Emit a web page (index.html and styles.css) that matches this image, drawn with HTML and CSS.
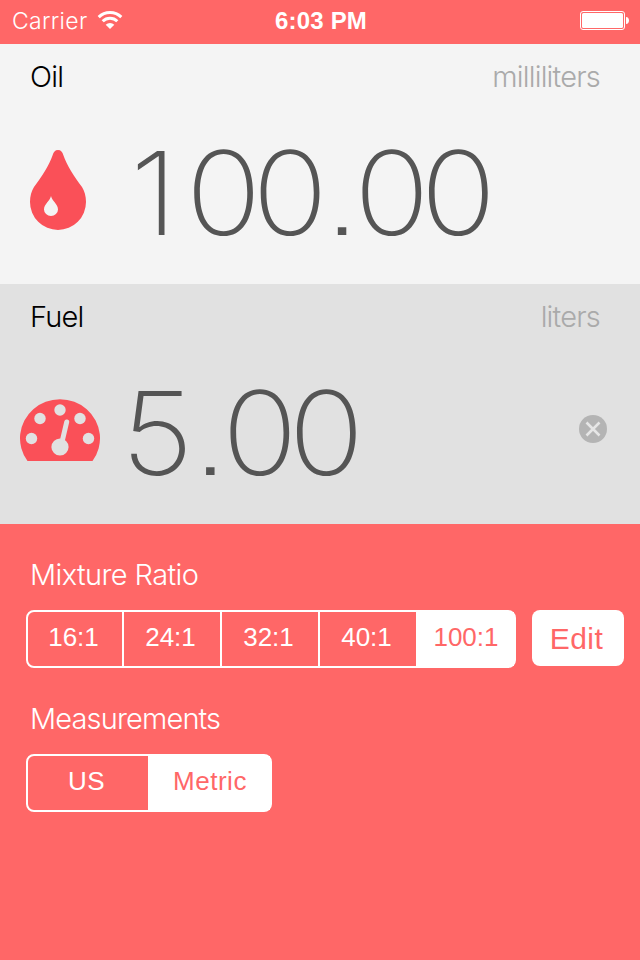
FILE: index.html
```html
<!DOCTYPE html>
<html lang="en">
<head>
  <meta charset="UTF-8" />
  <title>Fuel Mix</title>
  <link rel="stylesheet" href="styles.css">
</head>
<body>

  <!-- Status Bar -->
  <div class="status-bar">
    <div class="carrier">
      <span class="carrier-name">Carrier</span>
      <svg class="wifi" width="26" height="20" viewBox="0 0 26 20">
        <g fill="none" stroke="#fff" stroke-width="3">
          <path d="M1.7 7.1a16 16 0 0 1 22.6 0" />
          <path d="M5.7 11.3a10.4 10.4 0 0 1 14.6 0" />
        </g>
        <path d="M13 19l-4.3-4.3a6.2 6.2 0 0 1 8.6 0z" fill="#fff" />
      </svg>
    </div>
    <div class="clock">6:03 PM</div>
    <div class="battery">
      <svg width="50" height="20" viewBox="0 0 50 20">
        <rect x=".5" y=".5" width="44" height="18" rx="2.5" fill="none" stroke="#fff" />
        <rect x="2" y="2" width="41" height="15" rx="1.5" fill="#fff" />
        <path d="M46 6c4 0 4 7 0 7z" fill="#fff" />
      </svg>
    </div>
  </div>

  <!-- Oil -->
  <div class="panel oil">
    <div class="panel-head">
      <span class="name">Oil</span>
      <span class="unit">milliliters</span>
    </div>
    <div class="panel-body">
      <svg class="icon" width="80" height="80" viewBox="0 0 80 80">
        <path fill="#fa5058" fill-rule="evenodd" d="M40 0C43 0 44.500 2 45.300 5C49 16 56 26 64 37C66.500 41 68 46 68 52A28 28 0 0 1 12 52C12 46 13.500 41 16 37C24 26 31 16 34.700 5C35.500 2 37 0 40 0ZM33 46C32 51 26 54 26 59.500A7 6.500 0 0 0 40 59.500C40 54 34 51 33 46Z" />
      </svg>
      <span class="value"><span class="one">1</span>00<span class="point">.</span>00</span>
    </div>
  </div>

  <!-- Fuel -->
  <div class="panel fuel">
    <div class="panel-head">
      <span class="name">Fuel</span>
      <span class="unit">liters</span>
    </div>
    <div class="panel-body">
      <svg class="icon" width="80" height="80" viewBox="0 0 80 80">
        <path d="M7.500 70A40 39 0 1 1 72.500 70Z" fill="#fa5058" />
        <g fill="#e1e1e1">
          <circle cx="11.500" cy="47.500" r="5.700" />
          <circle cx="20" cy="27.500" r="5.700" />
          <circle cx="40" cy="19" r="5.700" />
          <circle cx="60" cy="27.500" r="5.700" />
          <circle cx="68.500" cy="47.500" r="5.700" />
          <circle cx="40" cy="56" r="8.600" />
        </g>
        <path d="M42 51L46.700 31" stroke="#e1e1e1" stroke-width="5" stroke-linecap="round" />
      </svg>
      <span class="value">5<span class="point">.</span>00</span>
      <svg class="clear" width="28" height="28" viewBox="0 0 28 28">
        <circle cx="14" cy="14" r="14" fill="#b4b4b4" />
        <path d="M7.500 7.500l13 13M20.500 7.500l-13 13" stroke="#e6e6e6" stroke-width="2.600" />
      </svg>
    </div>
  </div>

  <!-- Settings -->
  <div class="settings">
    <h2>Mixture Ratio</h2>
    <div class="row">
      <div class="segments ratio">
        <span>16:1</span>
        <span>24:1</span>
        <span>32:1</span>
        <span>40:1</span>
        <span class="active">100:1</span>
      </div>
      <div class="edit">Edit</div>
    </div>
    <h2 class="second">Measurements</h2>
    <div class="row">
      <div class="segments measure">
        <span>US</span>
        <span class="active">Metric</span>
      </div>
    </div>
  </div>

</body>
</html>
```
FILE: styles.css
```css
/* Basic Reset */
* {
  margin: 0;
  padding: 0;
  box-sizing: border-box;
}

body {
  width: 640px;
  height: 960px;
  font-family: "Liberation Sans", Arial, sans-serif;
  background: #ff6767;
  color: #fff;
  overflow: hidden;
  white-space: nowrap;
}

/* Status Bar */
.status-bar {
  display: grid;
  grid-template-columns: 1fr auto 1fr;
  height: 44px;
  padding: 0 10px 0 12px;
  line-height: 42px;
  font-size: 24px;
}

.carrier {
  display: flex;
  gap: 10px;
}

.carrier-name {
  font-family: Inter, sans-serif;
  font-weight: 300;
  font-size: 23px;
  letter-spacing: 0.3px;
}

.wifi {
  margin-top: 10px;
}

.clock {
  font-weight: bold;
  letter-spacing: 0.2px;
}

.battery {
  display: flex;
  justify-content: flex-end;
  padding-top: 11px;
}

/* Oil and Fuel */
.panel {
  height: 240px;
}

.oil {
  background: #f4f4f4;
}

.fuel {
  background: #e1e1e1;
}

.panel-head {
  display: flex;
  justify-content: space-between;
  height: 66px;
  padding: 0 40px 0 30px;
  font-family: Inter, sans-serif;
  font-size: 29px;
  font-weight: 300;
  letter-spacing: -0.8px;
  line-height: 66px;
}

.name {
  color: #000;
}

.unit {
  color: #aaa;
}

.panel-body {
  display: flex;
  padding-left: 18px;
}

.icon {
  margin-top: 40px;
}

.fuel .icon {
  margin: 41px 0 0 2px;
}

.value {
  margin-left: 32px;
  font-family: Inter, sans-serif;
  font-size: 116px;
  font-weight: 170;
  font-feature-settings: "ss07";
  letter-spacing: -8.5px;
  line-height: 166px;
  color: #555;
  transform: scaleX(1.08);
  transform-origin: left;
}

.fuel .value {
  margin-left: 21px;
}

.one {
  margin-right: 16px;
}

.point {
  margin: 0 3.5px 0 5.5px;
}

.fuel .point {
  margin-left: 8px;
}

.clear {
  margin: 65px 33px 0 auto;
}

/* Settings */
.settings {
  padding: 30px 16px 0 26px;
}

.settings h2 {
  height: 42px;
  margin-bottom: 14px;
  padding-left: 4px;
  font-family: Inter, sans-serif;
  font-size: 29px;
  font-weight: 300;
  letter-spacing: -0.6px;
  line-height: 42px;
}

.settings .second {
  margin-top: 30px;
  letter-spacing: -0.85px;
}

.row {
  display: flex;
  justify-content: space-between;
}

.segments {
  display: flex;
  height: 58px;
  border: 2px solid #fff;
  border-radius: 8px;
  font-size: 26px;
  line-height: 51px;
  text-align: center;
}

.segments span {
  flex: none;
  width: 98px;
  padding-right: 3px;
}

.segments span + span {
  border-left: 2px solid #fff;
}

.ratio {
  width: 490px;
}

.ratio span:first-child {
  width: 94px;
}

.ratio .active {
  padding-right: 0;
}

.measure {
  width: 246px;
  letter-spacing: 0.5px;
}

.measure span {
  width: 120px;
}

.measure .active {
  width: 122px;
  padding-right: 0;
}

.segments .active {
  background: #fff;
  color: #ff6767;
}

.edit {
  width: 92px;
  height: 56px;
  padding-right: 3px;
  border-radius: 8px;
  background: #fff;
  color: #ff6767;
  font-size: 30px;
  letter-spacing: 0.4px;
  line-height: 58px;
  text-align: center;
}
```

- REQUIREMENTS
List all lines above in which the string "index" appears.

- TASK ANSWER
Emit a web page (index.html and styles.css) that matches this image, drawn with HTML and CSS.
FILE: index.html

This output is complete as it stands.